Great article. This is probably a question for the statisticians: Would repeatedly sampling from a uniform distribution mean that on average the next card chosen will come from the middle of the remaining pack (as repeatedly sampling from a uniform distribution gives a normal distribution), or does the decreasing sample size somehow cancel that effect out? Then at the same time the algorithm is moving cards from the end towards the middle. Intuitively it feels like the shuffle ought to be biased towards selecting the middle-end of the pack first, but wikipedia indicates it's unbiased. Any help with getting further intuition?
The key here is that you aren't sampling the same uniform distribution each time. You shrink the sample space by one each time you remove a card and append it to the end.
Yes, but the average value of the sampled values will tend towards a Normal distribution by the central limit theorem, and I'm probably misapplying it by wondering whether the next sample tends to be from nearer the middle. I think skimbrel is right that as the sample being drawn from is decreasing each time the CLT will be invalidated anyway.
The average of the sampled values will be normally distributed, but the values themselves will be uniform.

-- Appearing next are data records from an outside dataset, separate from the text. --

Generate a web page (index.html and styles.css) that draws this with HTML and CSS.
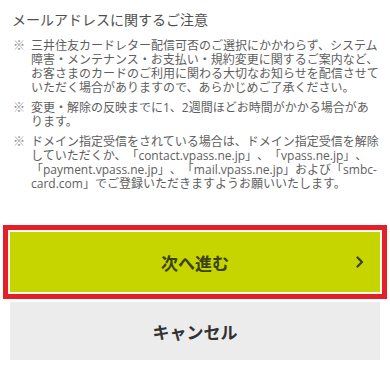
FILE: index.html
```html
<!DOCTYPE html>
<html lang="ja">
<head>
<meta charset="utf-8">
<title>メールアドレスに関するご注意</title>
<link rel="stylesheet" href="styles.css">
</head>
<body>
<div class="page">
  <h2 class="title">メールアドレスに関するご注意</h2>
  <ul class="notes">
    <li class="note"><span class="mark">※</span><span class="text">三井住友カードレター配信可否のご選択にかかわらず、システム<br>障害・メンテナンス・お支払い・規約変更に関するご案内など、<br>お客さまのカードのご利用に関わる大切なお知らせを配信させて<br>いただく場合がありますので、あらかじめご了承ください。</span></li>
    <li class="note"><span class="mark">※</span><span class="text">変更・解除の反映までに1、2週間ほどお時間がかかる場合があ<br>ります。</span></li>
    <li class="note"><span class="mark">※</span><span class="text">ドメイン指定受信をされている場合は、ドメイン指定受信を解除<br>していただくか、「contact.vpass.ne.jp」、「vpass.ne.jp」、<br>「payment.vpass.ne.jp」、「mail.vpass.ne.jp」および「smbc-<br>card.com」でご登録いただきますようお願いいたします。</span></li>
  </ul>
  <div class="actions">
    <div class="highlight">
      <button class="btn btn-next" type="button">
        <span class="btn-label">次へ進む</span>
        <svg class="chev" width="8" height="12" viewBox="0 0 8 12" aria-hidden="true"><path d="M1.5 1.5 L6 6 L1.5 10.5" fill="none" stroke="#3a4212" stroke-width="2.2" stroke-linecap="round" stroke-linejoin="round"/></svg>
      </button>
    </div>
    <button class="btn btn-cancel" type="button"><span class="btn-label">キャンセル</span></button>
  </div>
</div>
</body>
</html>
```

FILE: styles.css
```css
* { box-sizing: border-box; }
html, body { margin: 0; padding: 0; background: #ffffff; }
body {
  font-family: "Open Sans", "Noto Sans CJK JP", sans-serif;
  color: #555555;
  text-spacing-trim: space-all;
}
.page {
  padding: 9px 10px 0 10px;
}
.title {
  margin: 0;
  padding-left: 2px;
  font-size: 14px;
  line-height: 20px;
  font-weight: normal;
  color: #4f4f4f;
  font-family: "Noto Sans CJK JP", sans-serif;
}
.notes {
  list-style: none;
  margin: 10px 0 0 0;
  padding: 0 0 0 3px;
  display: flex;
  flex-direction: column;
  gap: 6px;
}
.note {
  display: flex;
  font-size: 12px;
  line-height: 14px;
  color: #5e5e5e;
  white-space: nowrap;
}
.mark {
  flex: 0 0 18px;
  color: #8a8a8a;
}
.actions {
  margin-top: 34px;
  display: flex;
  flex-direction: column;
  gap: 3px;
}
.highlight {
  margin: 0 -7px;
  border: 5px solid #e3202a;
  padding: 2px;
  background: #fdfbe9;
}
.btn {
  display: flex;
  align-items: center;
  justify-content: center;
  position: relative;
  width: 100%;
  height: 60px;
  border: none;
  margin: 0;
  padding: 0;
  font-family: "Noto Sans CJK JP", sans-serif;
  font-size: 17px;
  font-weight: bold;
  cursor: pointer;
}
.btn-next {
  background: #c6d400;
  color: #3a4212;
}
.btn-cancel {
  height: 58px;
  background: #ececec;
  color: #333333;
}
.chev {
  position: absolute;
  right: 16px;
  top: 24px;
}
```
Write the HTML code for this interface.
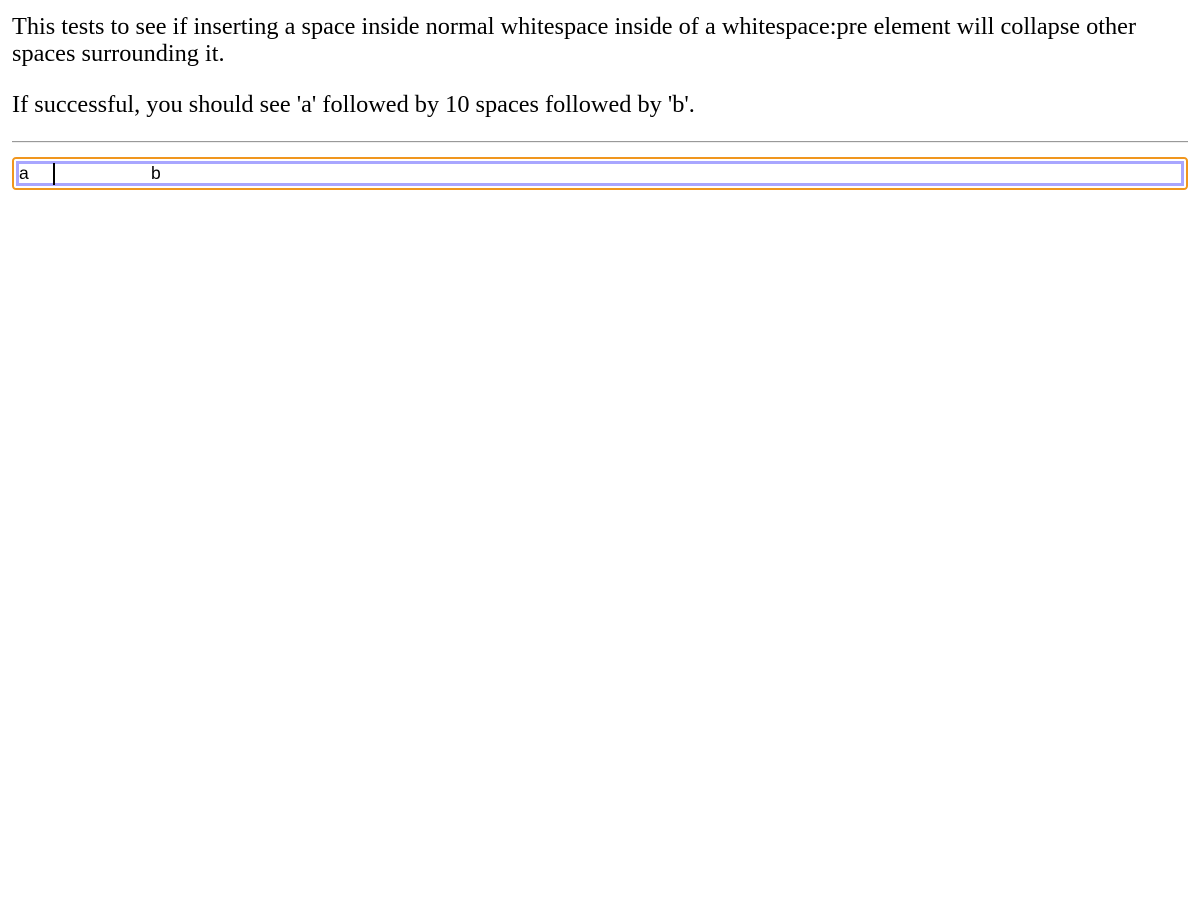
<!DOCTYPE html>
<html><head><style>
body{margin:0;background:#fff;}
.t{position:absolute;left:12px;font-family:"Liberation Serif",serif;font-size:24.3px;line-height:27px;color:#000;white-space:nowrap;}
.hr{position:absolute;left:12px;top:141px;width:1176px;height:0;border-top:1px solid #999;border-bottom:1px solid #eee;}
.box{position:absolute;left:12px;top:157px;width:1176px;height:33px;box-sizing:border-box;border:2px solid #f0961e;border-radius:4px;}
.inner{position:absolute;left:2px;top:2px;right:2px;bottom:2px;border:3px solid #a8a6ff;box-sizing:border-box;}
.txt{position:absolute;top:-1px;font-family:"Liberation Sans",sans-serif;font-size:17.5px;line-height:20px;color:#000;}
.caret{position:absolute;left:34px;top:-1px;width:2px;height:22px;background:#000;}
</style></head><body>
<div class="t" style="top:13px">This tests to see if inserting a space inside normal whitespace inside of a whitespace:pre element will collapse other<br>spaces surrounding it.</div>
<div class="t" style="top:91px">If successful, you should see 'a' followed by 10 spaces followed by 'b'.</div>
<div class="hr"></div>
<div class="box"><div class="inner"><div class="txt" style="left:0px">a</div><div class="txt" style="left:132px">b</div><div class="caret"></div></div></div>
</body></html>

If you sample every number once from [0,100], the average is 50, but that doesn't imply that the distribution of the sampled elements is normal - it's uniform.
His question of whether "on average, does the next card come from the middle" (which it doesn't) isn't the same as "is the mean of the next sampled card in the middle" (which it is).
The language was a little misleading - he said "on average" when he intended "most frequently".